Because our team has visibility across the Cloudflare environments we manage, we can quickly apply lessons learned from one collection to others. When we identify new scraping techniques or malicious traffic patterns, we can update security rules across multiple collections, helping reduce vulnerabilities and strengthen protection for all clients using Cloudflare.
Will this affect how researchers and other users access our collection?
In most cases, users will not notice Cloudflare at all. The service works behind the scenes to improve performance and block suspicious traffic. Occasionally, visitors displaying unusual behavior may be asked to complete a simple verification step.
Will Cloudflare make our collection faster?
Yes. Cloudflare caches frequently accessed content on servers around the world, which can improve page load times and responsiveness, especially for international users.
Does Cloudflare stop all scraping and cyberattacks?
There isn't a security solution that can prevent every attack. However, Cloudflare significantly reduces the impact of common threats such as DDoS attacks, automated scraping, and attempts to exploit website vulnerabilities.
Even when bad actors make it past Cloudflare's automated protection through some novel technique, the platform offers analysis and visualisations that help us identify them and craft custom rules to prevent those specific approaches.
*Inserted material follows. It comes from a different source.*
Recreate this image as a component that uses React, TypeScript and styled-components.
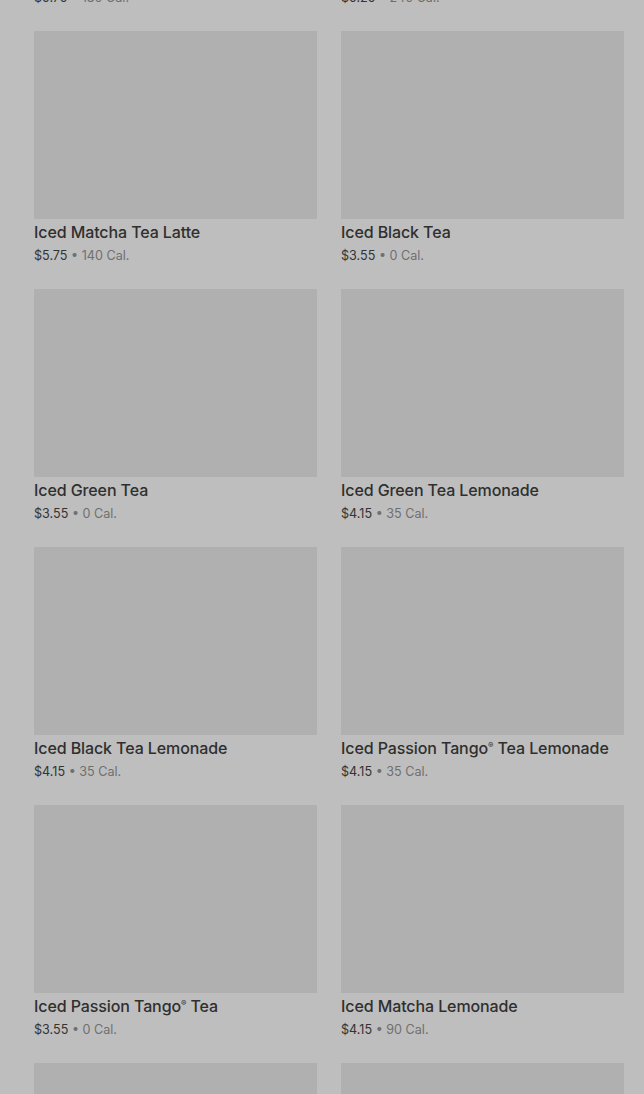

Does Cloudflare block search engines like Google?
No. Search engines such as Google are recognized as legitimate bots and are allowed to continue indexing your collection for discovery.
Does Cloudflare affect search engine optimization (SEO)?
No. Cloudflare is widely used by websites that depend on strong search visibility. When configured correctly, it has no negative impact on SEO and can even improve performance, which may benefit search rankings.
How will we know if our collection is being targete
Veridian monitors traffic and security alerts on an ongoing basis. If significant issues arise, our team investigates and takes action to protect the collection.